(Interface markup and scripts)

········

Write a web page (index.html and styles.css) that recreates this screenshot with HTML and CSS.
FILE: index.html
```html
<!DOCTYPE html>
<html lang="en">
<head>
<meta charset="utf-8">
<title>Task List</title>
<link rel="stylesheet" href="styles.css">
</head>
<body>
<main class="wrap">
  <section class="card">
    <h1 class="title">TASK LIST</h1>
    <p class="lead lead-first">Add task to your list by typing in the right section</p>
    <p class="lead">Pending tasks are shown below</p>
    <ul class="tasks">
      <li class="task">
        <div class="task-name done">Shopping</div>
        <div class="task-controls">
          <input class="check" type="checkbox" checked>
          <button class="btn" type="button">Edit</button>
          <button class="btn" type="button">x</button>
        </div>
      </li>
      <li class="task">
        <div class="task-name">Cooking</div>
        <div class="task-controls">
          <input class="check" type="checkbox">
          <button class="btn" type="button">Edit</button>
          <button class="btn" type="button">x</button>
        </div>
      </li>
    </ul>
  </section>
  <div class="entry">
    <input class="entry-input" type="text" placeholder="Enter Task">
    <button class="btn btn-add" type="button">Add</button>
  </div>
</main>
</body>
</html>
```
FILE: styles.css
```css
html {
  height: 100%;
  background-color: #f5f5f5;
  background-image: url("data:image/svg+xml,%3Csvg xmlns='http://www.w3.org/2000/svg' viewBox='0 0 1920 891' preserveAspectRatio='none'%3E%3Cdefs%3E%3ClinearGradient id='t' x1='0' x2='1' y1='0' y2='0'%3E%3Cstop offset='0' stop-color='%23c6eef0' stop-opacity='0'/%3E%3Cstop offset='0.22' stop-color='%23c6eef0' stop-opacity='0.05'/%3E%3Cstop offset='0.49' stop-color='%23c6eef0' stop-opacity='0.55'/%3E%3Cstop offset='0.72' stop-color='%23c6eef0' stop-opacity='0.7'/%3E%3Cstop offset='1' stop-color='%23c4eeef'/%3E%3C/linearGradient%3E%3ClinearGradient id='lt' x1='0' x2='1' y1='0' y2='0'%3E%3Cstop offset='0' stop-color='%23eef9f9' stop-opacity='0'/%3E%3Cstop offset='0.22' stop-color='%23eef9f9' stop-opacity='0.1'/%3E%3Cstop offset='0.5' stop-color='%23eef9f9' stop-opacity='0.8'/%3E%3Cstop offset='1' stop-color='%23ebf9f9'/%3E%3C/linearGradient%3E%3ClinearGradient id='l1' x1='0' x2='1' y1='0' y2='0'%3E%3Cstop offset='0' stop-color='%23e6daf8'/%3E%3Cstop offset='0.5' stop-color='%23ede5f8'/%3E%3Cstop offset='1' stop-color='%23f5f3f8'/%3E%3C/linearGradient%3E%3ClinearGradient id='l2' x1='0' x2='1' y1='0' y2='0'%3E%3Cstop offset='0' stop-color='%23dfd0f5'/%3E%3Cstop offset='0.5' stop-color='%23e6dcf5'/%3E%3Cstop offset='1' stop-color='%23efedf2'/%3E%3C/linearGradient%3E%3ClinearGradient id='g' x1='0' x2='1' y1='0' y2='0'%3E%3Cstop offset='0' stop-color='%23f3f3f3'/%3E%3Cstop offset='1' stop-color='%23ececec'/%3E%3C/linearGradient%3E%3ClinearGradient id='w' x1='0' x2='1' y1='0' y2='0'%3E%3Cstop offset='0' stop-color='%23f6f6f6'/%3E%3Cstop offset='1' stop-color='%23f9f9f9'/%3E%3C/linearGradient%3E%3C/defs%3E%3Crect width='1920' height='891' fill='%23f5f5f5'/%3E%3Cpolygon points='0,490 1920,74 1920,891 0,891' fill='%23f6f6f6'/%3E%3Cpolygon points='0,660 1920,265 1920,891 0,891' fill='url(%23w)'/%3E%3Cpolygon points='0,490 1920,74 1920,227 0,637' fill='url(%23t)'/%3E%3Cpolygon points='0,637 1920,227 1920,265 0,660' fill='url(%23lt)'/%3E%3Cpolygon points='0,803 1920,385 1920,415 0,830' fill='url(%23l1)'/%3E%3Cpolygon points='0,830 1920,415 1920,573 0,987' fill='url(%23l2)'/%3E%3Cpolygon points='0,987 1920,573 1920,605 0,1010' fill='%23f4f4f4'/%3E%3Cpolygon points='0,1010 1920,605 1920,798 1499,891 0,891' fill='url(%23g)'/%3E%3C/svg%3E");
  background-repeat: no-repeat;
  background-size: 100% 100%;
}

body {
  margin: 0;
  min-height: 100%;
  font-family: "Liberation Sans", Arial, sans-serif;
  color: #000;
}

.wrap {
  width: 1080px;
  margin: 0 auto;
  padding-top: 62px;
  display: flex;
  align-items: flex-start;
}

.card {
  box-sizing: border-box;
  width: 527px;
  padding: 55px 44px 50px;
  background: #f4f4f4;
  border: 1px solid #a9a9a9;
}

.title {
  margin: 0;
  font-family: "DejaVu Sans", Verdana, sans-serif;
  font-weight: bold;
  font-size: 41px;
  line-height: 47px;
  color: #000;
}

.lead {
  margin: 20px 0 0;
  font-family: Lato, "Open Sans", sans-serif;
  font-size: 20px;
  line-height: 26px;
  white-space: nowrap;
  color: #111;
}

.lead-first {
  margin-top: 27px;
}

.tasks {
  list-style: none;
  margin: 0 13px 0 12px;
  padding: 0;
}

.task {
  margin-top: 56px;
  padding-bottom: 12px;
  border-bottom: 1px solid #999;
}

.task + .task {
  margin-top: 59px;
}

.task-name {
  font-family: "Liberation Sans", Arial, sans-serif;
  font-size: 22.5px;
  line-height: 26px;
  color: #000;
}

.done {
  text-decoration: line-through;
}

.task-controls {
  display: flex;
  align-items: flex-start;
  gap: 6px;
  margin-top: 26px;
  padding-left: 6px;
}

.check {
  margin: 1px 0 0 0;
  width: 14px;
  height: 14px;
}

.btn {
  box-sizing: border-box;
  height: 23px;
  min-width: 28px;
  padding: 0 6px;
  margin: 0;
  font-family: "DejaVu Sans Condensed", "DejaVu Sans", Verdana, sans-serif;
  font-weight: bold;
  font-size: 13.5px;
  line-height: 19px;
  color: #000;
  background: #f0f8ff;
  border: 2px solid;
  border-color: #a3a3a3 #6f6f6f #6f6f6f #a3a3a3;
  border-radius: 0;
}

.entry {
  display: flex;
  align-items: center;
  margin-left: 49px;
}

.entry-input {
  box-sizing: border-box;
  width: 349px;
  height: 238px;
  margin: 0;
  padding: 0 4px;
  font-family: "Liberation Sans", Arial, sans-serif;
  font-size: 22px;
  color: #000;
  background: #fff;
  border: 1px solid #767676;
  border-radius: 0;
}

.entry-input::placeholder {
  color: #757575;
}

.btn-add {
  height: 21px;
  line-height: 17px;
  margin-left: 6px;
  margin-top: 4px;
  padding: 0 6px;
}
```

········

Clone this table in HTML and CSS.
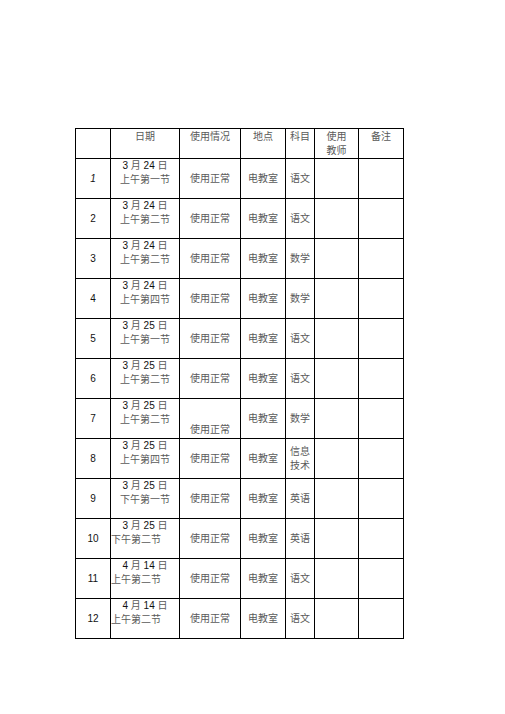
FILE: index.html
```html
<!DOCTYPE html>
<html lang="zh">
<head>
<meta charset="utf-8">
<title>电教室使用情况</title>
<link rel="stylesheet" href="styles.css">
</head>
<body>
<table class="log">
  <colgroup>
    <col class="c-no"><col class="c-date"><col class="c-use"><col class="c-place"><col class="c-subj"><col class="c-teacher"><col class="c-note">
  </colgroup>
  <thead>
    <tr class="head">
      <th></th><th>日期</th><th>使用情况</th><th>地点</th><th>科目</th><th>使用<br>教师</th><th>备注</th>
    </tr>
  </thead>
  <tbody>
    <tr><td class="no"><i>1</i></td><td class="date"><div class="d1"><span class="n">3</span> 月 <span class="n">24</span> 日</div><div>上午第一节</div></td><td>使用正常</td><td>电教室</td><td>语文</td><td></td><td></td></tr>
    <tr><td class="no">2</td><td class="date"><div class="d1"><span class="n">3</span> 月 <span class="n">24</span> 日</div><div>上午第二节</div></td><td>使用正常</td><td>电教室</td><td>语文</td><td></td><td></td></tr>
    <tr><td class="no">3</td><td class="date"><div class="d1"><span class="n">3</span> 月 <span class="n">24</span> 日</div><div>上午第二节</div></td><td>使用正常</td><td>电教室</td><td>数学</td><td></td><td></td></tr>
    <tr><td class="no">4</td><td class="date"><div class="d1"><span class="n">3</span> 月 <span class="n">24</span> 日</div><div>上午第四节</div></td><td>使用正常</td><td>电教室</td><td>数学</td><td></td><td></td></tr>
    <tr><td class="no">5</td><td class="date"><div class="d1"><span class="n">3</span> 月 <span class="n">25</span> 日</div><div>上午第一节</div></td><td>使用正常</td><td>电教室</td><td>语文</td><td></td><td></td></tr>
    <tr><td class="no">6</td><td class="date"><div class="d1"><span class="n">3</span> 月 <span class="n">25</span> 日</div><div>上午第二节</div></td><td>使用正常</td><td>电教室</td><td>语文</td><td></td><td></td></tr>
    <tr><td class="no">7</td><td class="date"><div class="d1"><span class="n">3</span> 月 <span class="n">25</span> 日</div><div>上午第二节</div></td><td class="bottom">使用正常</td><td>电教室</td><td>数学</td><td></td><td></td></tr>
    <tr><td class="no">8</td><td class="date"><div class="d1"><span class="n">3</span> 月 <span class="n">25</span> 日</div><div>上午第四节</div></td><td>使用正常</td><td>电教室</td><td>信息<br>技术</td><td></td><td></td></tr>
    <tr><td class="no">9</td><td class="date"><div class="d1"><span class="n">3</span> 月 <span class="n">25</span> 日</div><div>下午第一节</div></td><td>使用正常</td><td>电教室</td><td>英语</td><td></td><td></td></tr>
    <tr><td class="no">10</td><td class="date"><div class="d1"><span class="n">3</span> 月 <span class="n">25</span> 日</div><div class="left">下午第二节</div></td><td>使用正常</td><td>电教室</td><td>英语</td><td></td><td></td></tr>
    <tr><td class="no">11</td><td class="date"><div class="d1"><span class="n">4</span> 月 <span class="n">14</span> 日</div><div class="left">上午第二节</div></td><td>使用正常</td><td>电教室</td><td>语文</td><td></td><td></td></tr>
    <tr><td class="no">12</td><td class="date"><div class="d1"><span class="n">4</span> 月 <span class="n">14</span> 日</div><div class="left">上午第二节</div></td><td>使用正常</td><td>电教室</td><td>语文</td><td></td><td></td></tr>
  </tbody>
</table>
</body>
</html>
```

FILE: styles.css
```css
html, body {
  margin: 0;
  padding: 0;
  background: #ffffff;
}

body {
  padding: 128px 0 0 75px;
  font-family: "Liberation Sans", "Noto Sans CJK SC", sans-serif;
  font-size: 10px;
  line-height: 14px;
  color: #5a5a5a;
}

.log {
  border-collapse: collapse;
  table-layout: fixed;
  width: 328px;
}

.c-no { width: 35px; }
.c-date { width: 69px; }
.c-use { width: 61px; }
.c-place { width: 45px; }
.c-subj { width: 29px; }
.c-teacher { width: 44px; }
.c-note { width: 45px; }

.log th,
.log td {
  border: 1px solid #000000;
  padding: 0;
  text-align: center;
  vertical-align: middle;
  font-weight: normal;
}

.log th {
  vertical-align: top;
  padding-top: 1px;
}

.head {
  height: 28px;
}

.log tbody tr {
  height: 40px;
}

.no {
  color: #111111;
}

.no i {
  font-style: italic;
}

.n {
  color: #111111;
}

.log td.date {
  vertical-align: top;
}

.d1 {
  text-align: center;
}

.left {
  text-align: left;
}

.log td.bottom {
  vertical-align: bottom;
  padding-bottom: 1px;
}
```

········

▸ Exercise directions
Some lines of the data may hold the word "table". Say how many do, with nothing else.

▸ Exercise solution
4